The move comes just over a week after Mr. Johnson pushed through a long-stalled $95 billion package to aid Israel, Ukraine and other U.S. allies over the objections of Ms. Greene and other right-wing Republicans who staunchly opposed sending additional aid to Kyiv.

And it came one day after House Democratic leaders said they would vote to block the effort to remove Mr. Johnson, which would give Republicans more than enough backing to kill Ms. Greene’s motion before it could be considered.

Still, House rules allow any one lawmaker to raise the challenge and force a vote on it within two legislative days, the same mechanism that right-wing Republicans used last fall to make Kevin McCarthy of California the first speaker in history to be removed from the post.

In that case, Democrats joined with the Republican rebels in voting against Mr. McCarthy, a standard practice of the minority party that by definition wants its own top leader as speaker. But this time, Representative Hakeem Jeffries, Democrat of New York and the minority leader, has said his party would join a Republican bid to table, or kill, Ms. Greene’s motion.

Ms. Greene’s effort has struggled to gain momentum in the month and a half since she filed the motion to vacate the speaker’s chair, saying it was a warning shot to Mr. Johnson after he cut a deal with Democrats on a $1.2 trillion government spending bill that passed over the objections of right-wing Republicans. Only two other Republicans, Representatives Thomas Massie of Kentucky and Paul Gosar of Arizona, have publicly backed the move so far, though Ms. Greene and Mr. Massie said on Wednesday that they had privately heard support from more colleagues.

In the aftermath of the Ukraine aid vote, Ms. Greene delayed acting, saying that she wanted to “let my colleagues go home and hear from their constituents,” and predicting that more Republicans would join her bid to get rid of Mr. Johnson after getting an earful from irate voters. Instead, many of them heard just the opposite and returned to Washington this week voicing skepticism about removing the speaker.

On Wednesday, she said she had given Mr. Johnson multiple chances to avoid a motion to vacate, and he had squandered them.

“I was controlled; I was responsible,” she said. “I was being conscious and caring about my conference and our majority. It was a warning to stop serving the Democrats and support our Republican conference and support our agenda. And he didn’t do it.”

In a hastily issued statement, Mr. Johnson condemned the move.
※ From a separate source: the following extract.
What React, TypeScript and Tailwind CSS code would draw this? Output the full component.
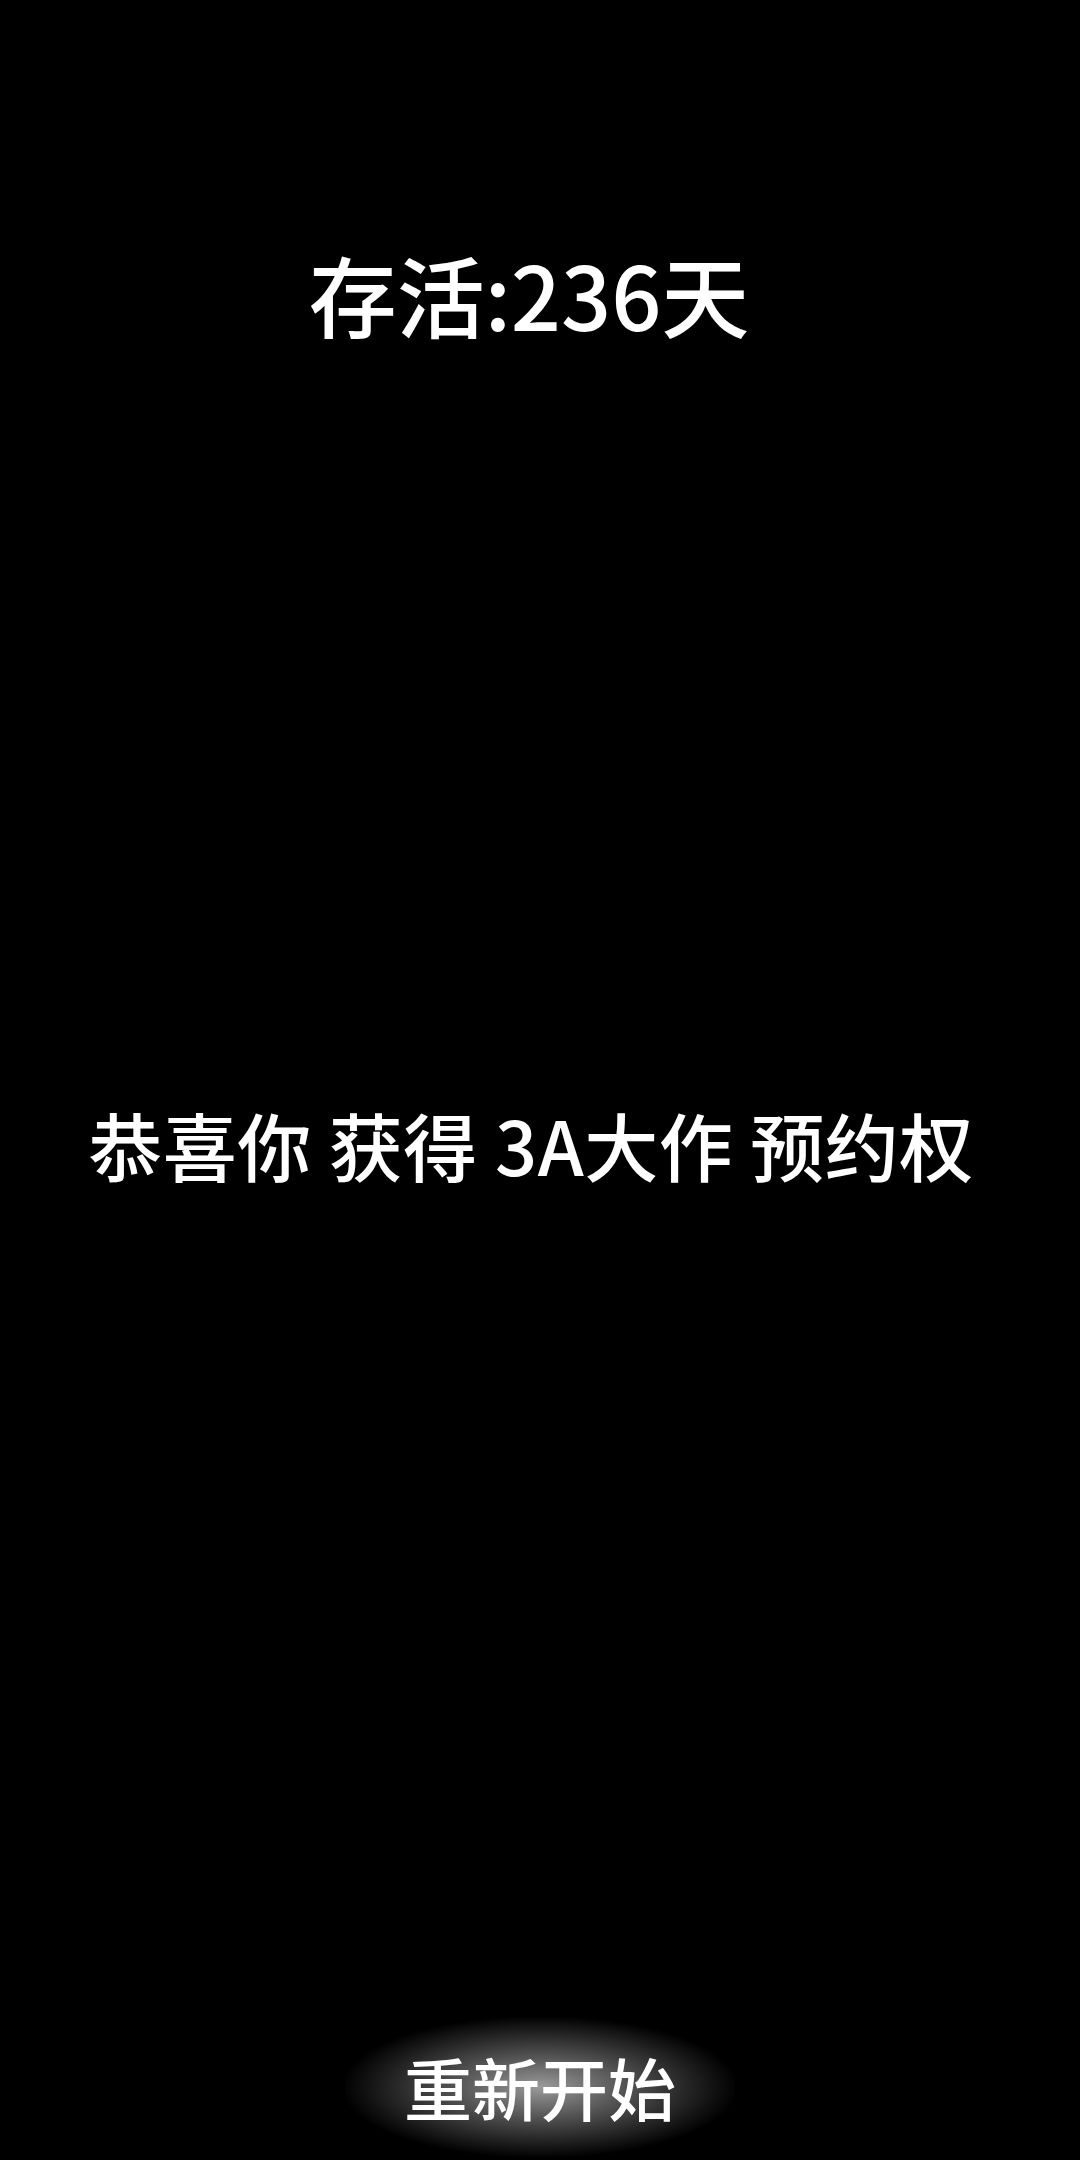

“This motion is wrong for the Republican conference, wrong for the institution and wrong for the country,” the speaker said.

He has said the effort was misguided and would not drive his decisions as speaker.

“I don’t spend a lot of time concerning myself with it, and I think it’s a distraction,” Mr. Johnson said in an interview on Sunday. “We have a job to do here. And I think that the vast majority of my colleagues understand that as well. And I don’t think that a dispute over policy issues or questions should result in the speaker being removed.”

In an expletive-laden tirade on Wednesday, Ms. Greene savaged Mr. Johnson, saying he had been ineffective in advancing the ultraconservative agenda that she and other far-right allies hoped to achieve when Republicans took control of the House with a slim majority in the 2022 midterm elections.

“Mike Johnson is not capable of that job; he has proven it over and over again,” she said. “Now we have Hakeem Jeffries and the Democrats coming out, embracing Mike Johnson with a warm hug and a big, wet, sloppy kiss.”

Some of Ms. Greene’s colleagues echoed her frustration over the inability to advance significant conservative legislation but said they were wary of throwing the chamber into another period of chaos, like the one that paralyzed the House for weeks after Mr. McCarthy’s ouster.

“The bottom line is, I didn’t want to go down this road last fall — as is well documented — I don’t want to go down this road right now,” Representative Chip Roy, Republican of Texas, told reporters on Tuesday. “But at the end of the day, the legislation that we’ve been moving forward is not what our folks sent us here to do. So now we’ve got to figure out what does that mean between now and November.”